:: What to do ::
Among the following entries, count the lines that contain "styles" and report only the result.

:: Data entries ::
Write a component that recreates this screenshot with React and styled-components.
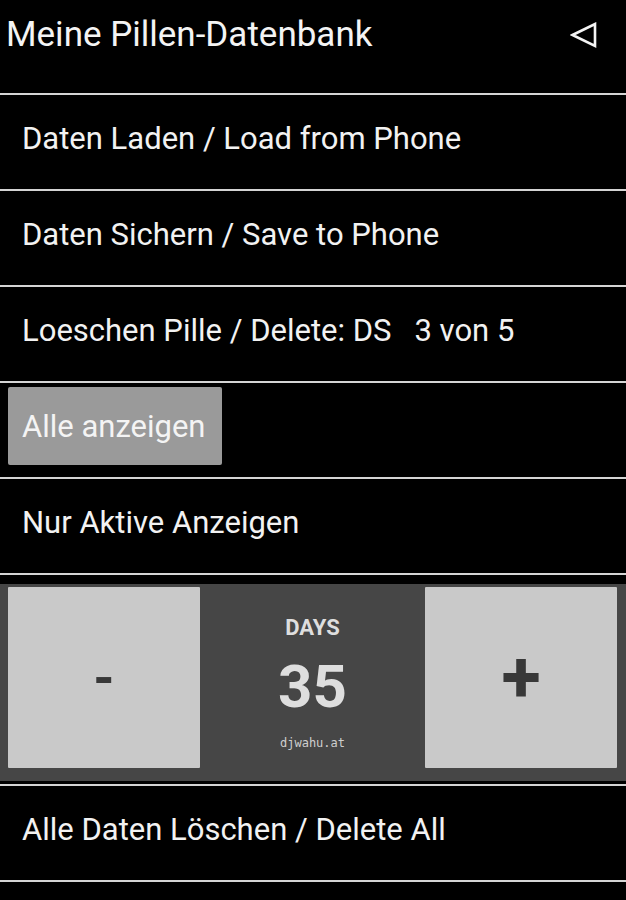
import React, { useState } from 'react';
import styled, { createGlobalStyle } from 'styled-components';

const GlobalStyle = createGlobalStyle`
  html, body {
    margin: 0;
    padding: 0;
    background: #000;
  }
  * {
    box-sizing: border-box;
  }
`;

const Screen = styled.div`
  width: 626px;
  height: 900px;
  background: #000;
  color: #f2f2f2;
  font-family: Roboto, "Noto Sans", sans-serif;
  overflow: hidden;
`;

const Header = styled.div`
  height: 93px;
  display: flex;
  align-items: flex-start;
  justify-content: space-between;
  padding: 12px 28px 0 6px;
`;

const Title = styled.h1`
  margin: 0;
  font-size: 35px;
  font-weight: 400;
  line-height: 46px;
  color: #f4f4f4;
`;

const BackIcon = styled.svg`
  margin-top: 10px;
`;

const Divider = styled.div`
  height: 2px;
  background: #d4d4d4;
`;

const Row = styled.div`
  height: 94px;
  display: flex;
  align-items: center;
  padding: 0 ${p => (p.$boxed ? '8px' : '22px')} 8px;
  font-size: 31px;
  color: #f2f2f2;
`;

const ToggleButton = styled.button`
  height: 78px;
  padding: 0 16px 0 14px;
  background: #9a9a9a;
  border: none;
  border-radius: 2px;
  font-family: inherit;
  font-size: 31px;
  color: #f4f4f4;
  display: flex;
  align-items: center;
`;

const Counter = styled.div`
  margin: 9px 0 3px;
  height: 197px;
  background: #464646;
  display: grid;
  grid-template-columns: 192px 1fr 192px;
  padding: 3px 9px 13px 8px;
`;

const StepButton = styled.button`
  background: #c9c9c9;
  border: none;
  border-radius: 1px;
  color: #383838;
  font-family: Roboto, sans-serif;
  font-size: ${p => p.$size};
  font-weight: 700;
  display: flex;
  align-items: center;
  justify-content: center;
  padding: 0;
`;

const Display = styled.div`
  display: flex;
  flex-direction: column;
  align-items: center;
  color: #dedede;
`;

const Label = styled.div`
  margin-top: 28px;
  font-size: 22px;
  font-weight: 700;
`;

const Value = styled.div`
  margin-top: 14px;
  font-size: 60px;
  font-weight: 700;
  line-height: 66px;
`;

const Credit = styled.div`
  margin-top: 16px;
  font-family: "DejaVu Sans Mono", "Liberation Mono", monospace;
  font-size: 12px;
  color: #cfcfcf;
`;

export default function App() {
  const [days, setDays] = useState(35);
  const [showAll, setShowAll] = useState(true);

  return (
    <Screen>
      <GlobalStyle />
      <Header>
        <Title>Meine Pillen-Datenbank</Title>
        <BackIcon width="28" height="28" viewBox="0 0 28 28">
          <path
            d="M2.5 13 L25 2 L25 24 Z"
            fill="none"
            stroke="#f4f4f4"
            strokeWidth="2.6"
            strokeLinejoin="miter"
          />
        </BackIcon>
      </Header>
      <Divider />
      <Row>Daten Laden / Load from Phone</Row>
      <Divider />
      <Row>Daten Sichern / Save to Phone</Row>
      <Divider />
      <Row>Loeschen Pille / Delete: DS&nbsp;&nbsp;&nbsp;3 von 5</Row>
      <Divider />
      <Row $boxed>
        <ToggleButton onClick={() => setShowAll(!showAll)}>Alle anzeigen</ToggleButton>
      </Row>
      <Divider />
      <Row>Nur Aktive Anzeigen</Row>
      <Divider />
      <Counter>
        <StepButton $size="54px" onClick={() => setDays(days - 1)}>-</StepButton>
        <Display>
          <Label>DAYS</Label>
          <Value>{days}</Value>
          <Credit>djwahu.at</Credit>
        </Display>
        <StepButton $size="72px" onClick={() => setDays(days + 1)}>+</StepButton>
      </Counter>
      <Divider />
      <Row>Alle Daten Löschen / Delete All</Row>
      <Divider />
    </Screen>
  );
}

---

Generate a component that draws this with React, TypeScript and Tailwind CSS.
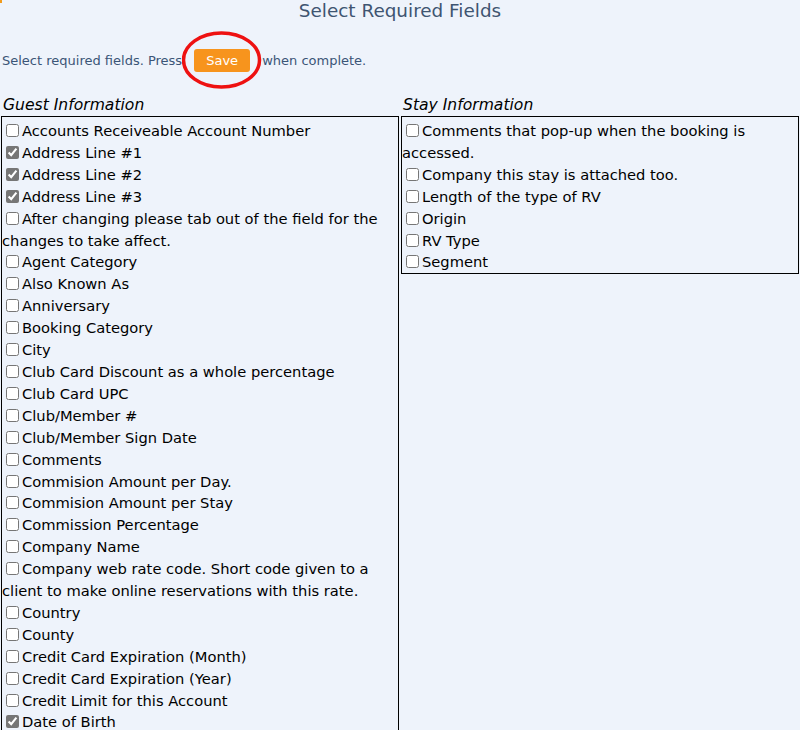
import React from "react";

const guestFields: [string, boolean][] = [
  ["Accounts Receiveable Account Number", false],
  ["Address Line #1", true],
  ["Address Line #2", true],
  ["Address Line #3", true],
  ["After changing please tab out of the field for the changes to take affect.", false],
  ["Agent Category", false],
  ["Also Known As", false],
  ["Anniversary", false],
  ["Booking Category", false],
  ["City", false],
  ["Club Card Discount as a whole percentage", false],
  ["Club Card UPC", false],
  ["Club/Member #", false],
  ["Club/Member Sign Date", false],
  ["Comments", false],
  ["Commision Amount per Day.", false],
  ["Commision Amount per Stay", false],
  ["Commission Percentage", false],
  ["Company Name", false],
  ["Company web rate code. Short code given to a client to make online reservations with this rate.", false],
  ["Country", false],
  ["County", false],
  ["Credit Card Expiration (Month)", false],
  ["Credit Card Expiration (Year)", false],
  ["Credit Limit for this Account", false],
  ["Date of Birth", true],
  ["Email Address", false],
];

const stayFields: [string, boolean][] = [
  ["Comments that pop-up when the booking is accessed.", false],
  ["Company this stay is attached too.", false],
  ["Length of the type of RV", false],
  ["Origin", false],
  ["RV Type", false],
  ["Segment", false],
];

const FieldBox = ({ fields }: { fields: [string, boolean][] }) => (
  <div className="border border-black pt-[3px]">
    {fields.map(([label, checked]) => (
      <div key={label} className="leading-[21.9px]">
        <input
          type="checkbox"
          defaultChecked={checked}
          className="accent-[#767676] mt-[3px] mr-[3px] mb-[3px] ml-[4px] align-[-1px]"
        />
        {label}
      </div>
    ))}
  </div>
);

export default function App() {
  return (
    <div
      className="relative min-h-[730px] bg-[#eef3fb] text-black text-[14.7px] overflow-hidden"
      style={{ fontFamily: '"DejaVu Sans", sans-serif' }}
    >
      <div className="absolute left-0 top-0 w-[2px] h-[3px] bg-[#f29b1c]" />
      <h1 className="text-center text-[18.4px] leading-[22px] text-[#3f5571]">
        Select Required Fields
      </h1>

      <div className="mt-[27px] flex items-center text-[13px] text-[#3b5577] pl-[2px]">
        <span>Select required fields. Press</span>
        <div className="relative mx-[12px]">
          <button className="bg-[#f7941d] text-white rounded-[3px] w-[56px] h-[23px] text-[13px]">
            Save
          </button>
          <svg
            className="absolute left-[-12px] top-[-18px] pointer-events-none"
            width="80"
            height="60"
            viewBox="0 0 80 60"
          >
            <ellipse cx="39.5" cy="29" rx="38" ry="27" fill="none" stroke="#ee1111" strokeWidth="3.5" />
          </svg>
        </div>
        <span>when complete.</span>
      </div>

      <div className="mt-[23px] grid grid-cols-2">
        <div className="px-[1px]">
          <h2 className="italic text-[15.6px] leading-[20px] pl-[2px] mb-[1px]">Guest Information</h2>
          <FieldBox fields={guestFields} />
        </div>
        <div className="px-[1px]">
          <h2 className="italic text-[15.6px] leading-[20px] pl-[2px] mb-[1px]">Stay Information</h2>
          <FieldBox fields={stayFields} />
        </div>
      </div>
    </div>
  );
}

--

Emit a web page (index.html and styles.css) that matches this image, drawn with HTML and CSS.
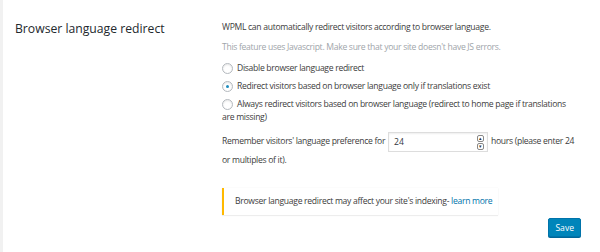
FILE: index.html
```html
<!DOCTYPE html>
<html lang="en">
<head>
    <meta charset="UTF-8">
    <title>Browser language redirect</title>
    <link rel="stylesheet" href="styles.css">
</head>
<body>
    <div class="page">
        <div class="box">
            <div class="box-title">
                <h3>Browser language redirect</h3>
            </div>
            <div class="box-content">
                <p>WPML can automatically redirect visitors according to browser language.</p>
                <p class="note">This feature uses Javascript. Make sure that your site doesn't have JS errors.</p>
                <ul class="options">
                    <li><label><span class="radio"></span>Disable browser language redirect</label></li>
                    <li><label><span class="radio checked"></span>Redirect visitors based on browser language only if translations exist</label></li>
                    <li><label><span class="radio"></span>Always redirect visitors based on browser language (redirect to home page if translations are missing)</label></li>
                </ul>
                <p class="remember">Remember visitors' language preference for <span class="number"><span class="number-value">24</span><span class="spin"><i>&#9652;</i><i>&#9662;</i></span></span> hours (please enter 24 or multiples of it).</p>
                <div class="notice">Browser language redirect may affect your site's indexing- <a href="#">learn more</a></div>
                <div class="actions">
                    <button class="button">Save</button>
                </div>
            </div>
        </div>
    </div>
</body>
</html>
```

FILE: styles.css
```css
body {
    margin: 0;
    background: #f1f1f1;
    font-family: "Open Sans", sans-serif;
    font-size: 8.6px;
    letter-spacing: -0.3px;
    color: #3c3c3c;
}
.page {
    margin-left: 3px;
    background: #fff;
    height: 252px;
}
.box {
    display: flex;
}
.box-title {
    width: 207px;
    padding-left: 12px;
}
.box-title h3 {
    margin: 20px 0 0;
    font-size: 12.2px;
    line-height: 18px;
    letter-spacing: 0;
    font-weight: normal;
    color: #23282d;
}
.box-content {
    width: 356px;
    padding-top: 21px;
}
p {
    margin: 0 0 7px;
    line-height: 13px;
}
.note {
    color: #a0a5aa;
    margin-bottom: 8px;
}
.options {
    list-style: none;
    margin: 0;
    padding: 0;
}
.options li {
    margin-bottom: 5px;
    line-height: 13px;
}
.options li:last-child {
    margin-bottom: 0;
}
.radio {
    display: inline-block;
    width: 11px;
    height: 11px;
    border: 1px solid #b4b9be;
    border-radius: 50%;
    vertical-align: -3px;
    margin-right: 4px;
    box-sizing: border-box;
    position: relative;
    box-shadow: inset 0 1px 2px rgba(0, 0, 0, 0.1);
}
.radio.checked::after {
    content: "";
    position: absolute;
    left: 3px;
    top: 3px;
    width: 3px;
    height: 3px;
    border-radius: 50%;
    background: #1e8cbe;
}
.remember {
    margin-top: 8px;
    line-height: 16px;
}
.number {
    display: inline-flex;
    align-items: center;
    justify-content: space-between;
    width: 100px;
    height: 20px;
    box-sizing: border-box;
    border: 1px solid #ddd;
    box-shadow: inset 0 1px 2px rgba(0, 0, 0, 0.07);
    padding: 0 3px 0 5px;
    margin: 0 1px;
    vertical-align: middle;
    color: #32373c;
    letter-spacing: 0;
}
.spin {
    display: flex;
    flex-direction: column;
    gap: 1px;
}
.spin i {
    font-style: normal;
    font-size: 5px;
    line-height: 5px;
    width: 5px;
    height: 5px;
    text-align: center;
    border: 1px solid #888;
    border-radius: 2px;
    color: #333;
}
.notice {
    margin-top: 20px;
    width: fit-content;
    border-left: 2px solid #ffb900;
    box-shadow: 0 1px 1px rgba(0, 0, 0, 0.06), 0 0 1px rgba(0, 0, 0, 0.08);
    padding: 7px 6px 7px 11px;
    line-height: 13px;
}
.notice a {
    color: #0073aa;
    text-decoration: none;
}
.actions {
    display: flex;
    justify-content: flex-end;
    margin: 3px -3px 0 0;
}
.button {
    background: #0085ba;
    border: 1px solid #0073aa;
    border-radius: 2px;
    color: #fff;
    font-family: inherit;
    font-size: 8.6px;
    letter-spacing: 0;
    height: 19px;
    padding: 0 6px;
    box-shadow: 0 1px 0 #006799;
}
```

:: Correct output ::
3